This is a classic musical that more than aptly highlights the pressures of putting a show onto the most famous theatrical road in the world, in the height of The Great Depression. Not so much We’re In The Money as we’re desperately chasing the next paycheck.
But the show must go on, so just like young ingénue Peggy Sawyer (Clare Halse), we listen to the Lullaby of Broadway and strap in for a whirlwind ride. Only, it’s less of a tornado and more a blustery breeze – Mark Bramble’s vision moves along with a smile and a wink, but it never attempts to break the mould or showcase anything unpredictable. Much like the musical the cast are attempting to stage, this 42nd Street holds up the best of the classic styles – from toe-tapping choreography (expert work by Gower Champion and Randy Skinner) to the sequinned costumes of Roger Kirk that are so dazzling they threaten to blind you at every opportunity.
Creative vision aside, Bramble does adapt Harry Warren & Al Dubin’s music & lyrics expertly for the Drury Lane stage. Bramble takes full advantage of this vast, cavernous space and fills it with up to 50 performers, Douglas W. Schmidt’s enormous and varied set and even a fully collapsible staircase. If spectacle is what you’re after, then look no further than the dance numbers of 42nd Street and Keep Young And Beautiful. The former in particular is the standout showpiece, a final number that brings the house down to rapturous applause. It’s a glimpse at the potential for the show – not just a classic musical done well, but one with edge, electric energy and contemporary flair. 42nd Street easily could be the next An American In Paris for the West End, but instead chooses to stay firmly in its glittery, classical box.
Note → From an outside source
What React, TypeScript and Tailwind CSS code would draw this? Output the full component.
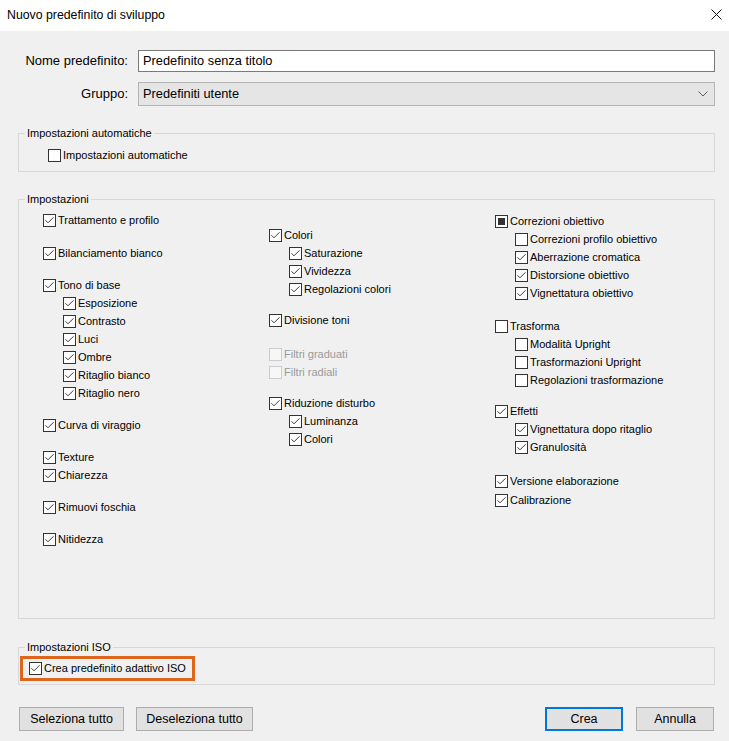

That’s not to say that this isn’t a wonderful performance from cast and creative team alike. Halse steals the show as Sawyer, literally dancing rings around the rest of her team with naïve flair and a twinkle in her eye. The voice of Sheena Easton cannot be mistaken – sultry, purple tones that colour Shadow Waltz and Boulevard of Broken Dreams with the presence of a Hollywood star. Easton makes it look easy – but that is exactly Julian Marsh’s (Tom Lister) point. The mark of greatness is to play the graceful swan and Easton manages this time and time again. Lister himself is somewhat gruff and overly aggressive, a performance that captures the stress of being captain of such a monolithic ship, but doesn’t bring with it any layering or finesse.
42nd Street harks back to a golden age of classic glamour, but while a trip down memory lane, it feels somewhat dated. It’s refreshing to see this style of show performed well, something that is deceptively difficult – not unlike the swanlike performance of Easton. But gone are the days of simply presenting a show from the past without injecting some originality into the performance. 42nd Street wistfully reminds us of a golden age, but one that is now long gone. Let’s move with the times.